Why families form FLPs
– Centralize management of family assets (easier to run a business or rent/maintain real estate).
– Facilitate controlled transfers of wealth across generations.
– Potential tax benefits: annual gifting of FLP interests up to the gift-tax annual exclusion; valuation discounts (for lack of control/marketability) may reduce the taxable value of gifted interests if properly supported by valuation and charter documents; assets removed from a donor’s estate may reduce estate tax exposure. (Investopedia; Walters Kluwer; IRS)

Types of partners (recap)
– General partner(s): control and management; greater liability exposure.
– Limited partner(s): passive investors; liability limited to investment amount; limited role in management.
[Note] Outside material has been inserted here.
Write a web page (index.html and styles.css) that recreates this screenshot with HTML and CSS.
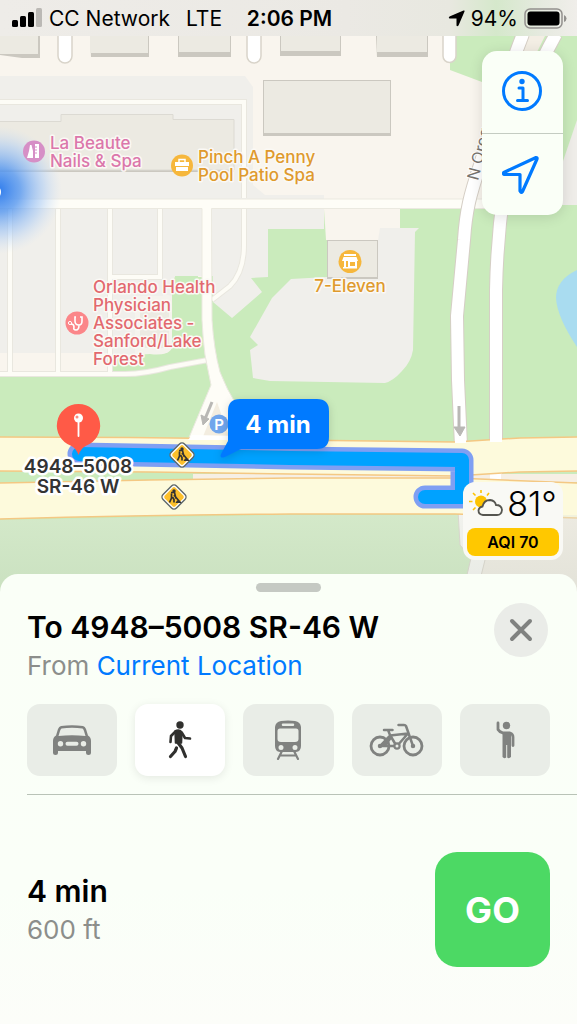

Example (practical illustration)
– Family starts an FLP to fund a $1,000,000 luxury apartment project requiring $500,000 equity.
– FLP issues 5,000 limited partnership units at $100 each to raise the $500,000; units are subject to a six‑year transfer restriction.
– The founder is the general partner, contributes $50,000 and buys 500 units; family members buy the remaining units.
– The FLP’s $500,000 equity plus a mortgage funds construction; rental income is distributed per the agreement (example: 70% of cash earnings paid as dividends).
– Family members receive income and, over time, may receive transferred interests as gifts per the annual exclusion. (Adapted from Investopedia example)

Gift tax and annual exclusion (practical points)
– Annual exclusion: individuals can gift up to the annual exclusion amount to each recipient without using lifetime gift exemption or filing gift tax return for amounts that qualify as excluded gifts. For tax year 2025 the annual exclusion is $19,000 per donor per recipient ($38,000 for a married couple who elects gift‑splitting). (IRS announcement, 2025)
– Using the example in the source: a couple who want to transfer FLP interests to 12 descendants could gift $38,000 each per year (if filing spouse-split), moving $456,000 of FLP interest per year outside their taxable estate—assuming valuations support the transfers and compliance procedures are followed. (Investopedia; IRS)
– Valuation and documentation are crucial. Discounts and valuations must be defensible and supported by a qualified appraisal and contemporaneous documentation.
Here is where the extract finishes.